Stored data:
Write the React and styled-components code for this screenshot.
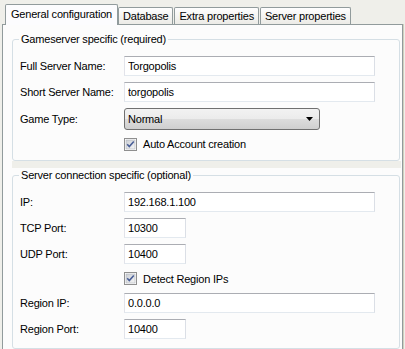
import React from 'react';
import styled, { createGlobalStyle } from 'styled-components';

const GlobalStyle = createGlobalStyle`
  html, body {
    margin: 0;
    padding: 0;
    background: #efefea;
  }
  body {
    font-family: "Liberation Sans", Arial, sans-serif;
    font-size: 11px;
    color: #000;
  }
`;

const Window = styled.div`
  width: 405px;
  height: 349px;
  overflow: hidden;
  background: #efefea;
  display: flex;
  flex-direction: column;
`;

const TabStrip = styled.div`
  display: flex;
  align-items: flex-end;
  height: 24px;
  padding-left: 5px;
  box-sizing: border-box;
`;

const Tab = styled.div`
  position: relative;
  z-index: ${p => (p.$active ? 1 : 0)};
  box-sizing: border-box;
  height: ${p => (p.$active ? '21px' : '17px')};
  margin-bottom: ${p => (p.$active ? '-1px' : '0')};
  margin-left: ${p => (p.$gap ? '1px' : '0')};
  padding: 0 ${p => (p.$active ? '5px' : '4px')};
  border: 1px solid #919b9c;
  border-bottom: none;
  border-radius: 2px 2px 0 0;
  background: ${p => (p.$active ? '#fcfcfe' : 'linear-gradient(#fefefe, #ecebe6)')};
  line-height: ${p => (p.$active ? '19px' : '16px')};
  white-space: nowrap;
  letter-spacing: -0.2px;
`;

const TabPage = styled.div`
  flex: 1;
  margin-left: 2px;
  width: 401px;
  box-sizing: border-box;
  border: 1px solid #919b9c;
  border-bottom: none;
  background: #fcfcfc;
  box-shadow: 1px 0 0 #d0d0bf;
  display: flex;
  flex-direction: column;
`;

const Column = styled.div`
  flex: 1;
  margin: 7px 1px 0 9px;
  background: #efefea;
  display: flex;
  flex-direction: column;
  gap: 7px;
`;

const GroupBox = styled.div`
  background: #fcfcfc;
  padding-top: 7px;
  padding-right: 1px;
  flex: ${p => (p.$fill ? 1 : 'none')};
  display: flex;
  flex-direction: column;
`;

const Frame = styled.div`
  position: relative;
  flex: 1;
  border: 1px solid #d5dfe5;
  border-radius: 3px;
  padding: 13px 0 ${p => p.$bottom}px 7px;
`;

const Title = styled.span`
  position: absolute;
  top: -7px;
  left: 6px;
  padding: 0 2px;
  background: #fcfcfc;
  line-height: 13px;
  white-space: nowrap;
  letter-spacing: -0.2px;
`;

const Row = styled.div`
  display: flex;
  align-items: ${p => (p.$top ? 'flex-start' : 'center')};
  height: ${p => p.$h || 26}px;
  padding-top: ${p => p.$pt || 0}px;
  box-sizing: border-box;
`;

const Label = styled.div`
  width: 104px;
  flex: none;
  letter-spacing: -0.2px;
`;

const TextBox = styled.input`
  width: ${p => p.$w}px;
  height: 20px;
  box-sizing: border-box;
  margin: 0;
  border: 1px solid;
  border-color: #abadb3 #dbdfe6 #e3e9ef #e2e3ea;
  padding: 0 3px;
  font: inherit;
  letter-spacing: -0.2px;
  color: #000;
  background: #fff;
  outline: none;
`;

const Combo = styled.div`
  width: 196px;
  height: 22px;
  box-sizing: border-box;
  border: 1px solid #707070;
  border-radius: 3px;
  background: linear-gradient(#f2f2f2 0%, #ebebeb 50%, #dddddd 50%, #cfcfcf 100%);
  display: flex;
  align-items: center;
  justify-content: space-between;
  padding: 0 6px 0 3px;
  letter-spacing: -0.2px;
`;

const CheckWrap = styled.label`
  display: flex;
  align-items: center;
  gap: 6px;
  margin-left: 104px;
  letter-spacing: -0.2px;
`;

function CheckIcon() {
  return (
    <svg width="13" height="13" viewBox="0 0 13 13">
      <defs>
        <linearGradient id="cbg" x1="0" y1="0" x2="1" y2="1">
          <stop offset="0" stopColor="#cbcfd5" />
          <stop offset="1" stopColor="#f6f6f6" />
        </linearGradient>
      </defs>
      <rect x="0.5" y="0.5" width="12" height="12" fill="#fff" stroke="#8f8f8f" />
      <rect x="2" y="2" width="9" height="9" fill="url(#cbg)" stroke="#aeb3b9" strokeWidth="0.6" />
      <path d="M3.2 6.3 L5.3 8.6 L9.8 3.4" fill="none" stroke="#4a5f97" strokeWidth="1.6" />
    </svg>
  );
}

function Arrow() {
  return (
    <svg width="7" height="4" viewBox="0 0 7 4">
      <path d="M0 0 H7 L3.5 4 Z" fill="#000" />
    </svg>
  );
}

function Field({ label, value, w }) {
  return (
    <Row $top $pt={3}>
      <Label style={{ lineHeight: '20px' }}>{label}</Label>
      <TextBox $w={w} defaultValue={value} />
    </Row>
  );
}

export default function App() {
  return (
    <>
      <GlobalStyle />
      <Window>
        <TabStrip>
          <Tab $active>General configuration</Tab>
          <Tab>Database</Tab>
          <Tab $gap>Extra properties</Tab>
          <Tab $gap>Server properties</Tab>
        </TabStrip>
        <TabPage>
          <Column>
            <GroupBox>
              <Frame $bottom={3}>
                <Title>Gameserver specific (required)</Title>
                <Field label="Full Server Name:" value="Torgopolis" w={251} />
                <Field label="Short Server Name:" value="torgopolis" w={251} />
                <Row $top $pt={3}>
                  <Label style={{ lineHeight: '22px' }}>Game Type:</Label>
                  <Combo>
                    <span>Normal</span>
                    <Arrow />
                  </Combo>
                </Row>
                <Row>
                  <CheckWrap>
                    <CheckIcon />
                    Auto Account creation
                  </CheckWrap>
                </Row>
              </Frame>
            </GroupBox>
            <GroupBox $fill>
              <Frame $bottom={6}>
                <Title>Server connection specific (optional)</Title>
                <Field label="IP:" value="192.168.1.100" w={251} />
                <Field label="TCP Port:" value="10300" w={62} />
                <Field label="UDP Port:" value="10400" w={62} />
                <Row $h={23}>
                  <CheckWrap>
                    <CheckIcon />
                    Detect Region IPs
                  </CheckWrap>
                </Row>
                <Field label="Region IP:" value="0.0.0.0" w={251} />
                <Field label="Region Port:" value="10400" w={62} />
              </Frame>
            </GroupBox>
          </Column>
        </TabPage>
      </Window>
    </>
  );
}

What you will do:
Omit every picture, then repeat the remaining data exactly as it appears above.

Final result:
Write the React and styled-components code for this screenshot.
import React from 'react';
import styled, { createGlobalStyle } from 'styled-components';

const GlobalStyle = createGlobalStyle`
  html, body {
    margin: 0;
    padding: 0;
    background: #efefea;
  }
  body {
    font-family: "Liberation Sans", Arial, sans-serif;
    font-size: 11px;
    color: #000;
  }
`;

const Window = styled.div`
  width: 405px;
  height: 349px;
  overflow: hidden;
  background: #efefea;
  display: flex;
  flex-direction: column;
`;

const TabStrip = styled.div`
  display: flex;
  align-items: flex-end;
  height: 24px;
  padding-left: 5px;
  box-sizing: border-box;
`;

const Tab = styled.div`
  position: relative;
  z-index: ${p => (p.$active ? 1 : 0)};
  box-sizing: border-box;
  height: ${p => (p.$active ? '21px' : '17px')};
  margin-bottom: ${p => (p.$active ? '-1px' : '0')};
  margin-left: ${p => (p.$gap ? '1px' : '0')};
  padding: 0 ${p => (p.$active ? '5px' : '4px')};
  border: 1px solid #919b9c;
  border-bottom: none;
  border-radius: 2px 2px 0 0;
  background: ${p => (p.$active ? '#fcfcfe' : 'linear-gradient(#fefefe, #ecebe6)')};
  line-height: ${p => (p.$active ? '19px' : '16px')};
  white-space: nowrap;
  letter-spacing: -0.2px;
`;

const TabPage = styled.div`
  flex: 1;
  margin-left: 2px;
  width: 401px;
  box-sizing: border-box;
  border: 1px solid #919b9c;
  border-bottom: none;
  background: #fcfcfc;
  box-shadow: 1px 0 0 #d0d0bf;
  display: flex;
  flex-direction: column;
`;

const Column = styled.div`
  flex: 1;
  margin: 7px 1px 0 9px;
  background: #efefea;
  display: flex;
  flex-direction: column;
  gap: 7px;
`;

const GroupBox = styled.div`
  background: #fcfcfc;
  padding-top: 7px;
  padding-right: 1px;
  flex: ${p => (p.$fill ? 1 : 'none')};
  display: flex;
  flex-direction: column;
`;

const Frame = styled.div`
  position: relative;
  flex: 1;
  border: 1px solid #d5dfe5;
  border-radius: 3px;
  padding: 13px 0 ${p => p.$bottom}px 7px;
`;

const Title = styled.span`
  position: absolute;
  top: -7px;
  left: 6px;
  padding: 0 2px;
  background: #fcfcfc;
  line-height: 13px;
  white-space: nowrap;
  letter-spacing: -0.2px;
`;

const Row = styled.div`
  display: flex;
  align-items: ${p => (p.$top ? 'flex-start' : 'center')};
  height: ${p => p.$h || 26}px;
  padding-top: ${p => p.$pt || 0}px;
  box-sizing: border-box;
`;

const Label = styled.div`
  width: 104px;
  flex: none;
  letter-spacing: -0.2px;
`;

const TextBox = styled.input`
  width: ${p => p.$w}px;
  height: 20px;
  box-sizing: border-box;
  margin: 0;
  border: 1px solid;
  border-color: #abadb3 #dbdfe6 #e3e9ef #e2e3ea;
  padding: 0 3px;
  font: inherit;
  letter-spacing: -0.2px;
  color: #000;
  background: #fff;
  outline: none;
`;

const Combo = styled.div`
  width: 196px;
  height: 22px;
  box-sizing: border-box;
  border: 1px solid #707070;
  border-radius: 3px;
  background: linear-gradient(#f2f2f2 0%, #ebebeb 50%, #dddddd 50%, #cfcfcf 100%);
  display: flex;
  align-items: center;
  justify-content: space-between;
  padding: 0 6px 0 3px;
  letter-spacing: -0.2px;
`;

const CheckWrap = styled.label`
  display: flex;
  align-items: center;
  gap: 6px;
  margin-left: 104px;
  letter-spacing: -0.2px;
`;

function CheckIcon() {
  return (
    <svg width="13" height="13" viewBox="0 0 13 13">
      <defs>
        <linearGradient id="cbg" x1="0" y1="0" x2="1" y2="1">
          <stop offset="0" stopColor="#cbcfd5" />
          <stop offset="1" stopColor="#f6f6f6" />
        </linearGradient>
      </defs>
      <rect x="0.5" y="0.5" width="12" height="12" fill="#fff" stroke="#8f8f8f" />
      <rect x="2" y="2" width="9" height="9" fill="url(#cbg)" stroke="#aeb3b9" strokeWidth="0.6" />
      <path d="M3.2 6.3 L5.3 8.6 L9.8 3.4" fill="none" stroke="#4a5f97" strokeWidth="1.6" />
    </svg>
  );
}

function Arrow() {
  return (
    <svg width="7" height="4" viewBox="0 0 7 4">
      <path d="M0 0 H7 L3.5 4 Z" fill="#000" />
    </svg>
  );
}

function Field({ label, value, w }) {
  return (
    <Row $top $pt={3}>
      <Label style={{ lineHeight: '20px' }}>{label}</Label>
      <TextBox $w={w} defaultValue={value} />
    </Row>
  );
}

export default function App() {
  return (
    <>
      <GlobalStyle />
      <Window>
        <TabStrip>
          <Tab $active>General configuration</Tab>
          <Tab>Database</Tab>
          <Tab $gap>Extra properties</Tab>
          <Tab $gap>Server properties</Tab>
        </TabStrip>
        <TabPage>
          <Column>
            <GroupBox>
              <Frame $bottom={3}>
                <Title>Gameserver specific (required)</Title>
                <Field label="Full Server Name:" value="Torgopolis" w={251} />
                <Field label="Short Server Name:" value="torgopolis" w={251} />
                <Row $top $pt={3}>
                  <Label style={{ lineHeight: '22px' }}>Game Type:</Label>
                  <Combo>
                    <span>Normal</span>
                    <Arrow />
                  </Combo>
                </Row>
                <Row>
                  <CheckWrap>
                    <CheckIcon />
                    Auto Account creation
                  </CheckWrap>
                </Row>
              </Frame>
            </GroupBox>
            <GroupBox $fill>
              <Frame $bottom={6}>
                <Title>Server connection specific (optional)</Title>
                <Field label="IP:" value="192.168.1.100" w={251} />
                <Field label="TCP Port:" value="10300" w={62} />
                <Field label="UDP Port:" value="10400" w={62} />
                <Row $h={23}>
                  <CheckWrap>
                    <CheckIcon />
                    Detect Region IPs
                  </CheckWrap>
                </Row>
                <Field label="Region IP:" value="0.0.0.0" w={251} />
                <Field label="Region Port:" value="10400" w={62} />
              </Frame>
            </GroupBox>
          </Column>
        </TabPage>
      </Window>
    </>
  );
}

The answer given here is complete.